For the Asun Recipe:
- 1kg Goat meat, some parts with the skin on (It’s better to make use of different body parts of the goat, if you can get it at the market)
- 3 Scotch bonnet Pepper/atarodo (this , you can adjust to your taste)
- 2 Medium sized Onion
- 2 Bouillon cubes/stock cube
- Salt to taste
- A Little water
- A little vegetable oil
- If you can’t stand the taste of goat meat, use lamb meat as a substitute
Before you start with your choice of Asun meat:
- Grind or chop the peppers coarsely(don’t blend it to paste) and set aside
- Chop the onions and set aside
- Preheat the smoker/grill until hot.
TIP: If you are using a charcoal grill, allow all the coals, to turn red, and stop bringing out flames. Then the grill is ready.
If using an oven grill, preheat for about 10 minutes on temperature 180ºC /350ºF.
Now let’s start cooking
(Method 1)(using a smoker&/outdoor grill)
1. Wash the meat and take out the large bones (if any). Pat dry with a paper towel.
TIP: I like to use uncut meat, because it is easier to roll over on the smoker/grill and saves time, bite sizes gives me wahala on the grill at this stage.
Place the meat in a bowl, and marinade with one crushed stock cube, a little oil and salt to taste(you can add more spices to your marinade,the oil is only added to help the spices stick to the meat).
You can also cover the meat and leave in a cool place/fridge to soak in the marinade for 1 hour, but that is optional.
2. Place the meat on the hot grill/smoker and grill one side, then turn over and do the same for the other side, until the meat is properly cooked on both sides (but not dried out).

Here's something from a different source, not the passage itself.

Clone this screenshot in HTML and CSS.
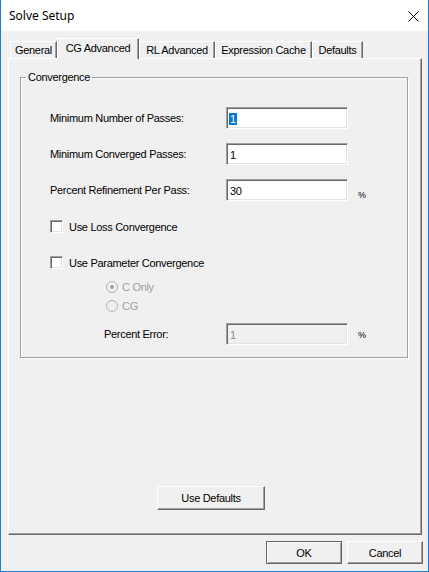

3. Next, take out the smoked meat from the grill and cut into bite sizes (that’s if you are using uncut goat meat)
4. Place a pan on heat, add 2 tablespoonful vegetable oil; add the peppers and onions and pour in the meat pieces.
Stir fry for about 3 to 5 minutes.
Then, add a little water to help form a thin paste for the mixture and finally, add the second stock cube and salt to taste. Stirring constantly for another 3 to 5 minutes.
And the Asun is ready. Serve and enjoy.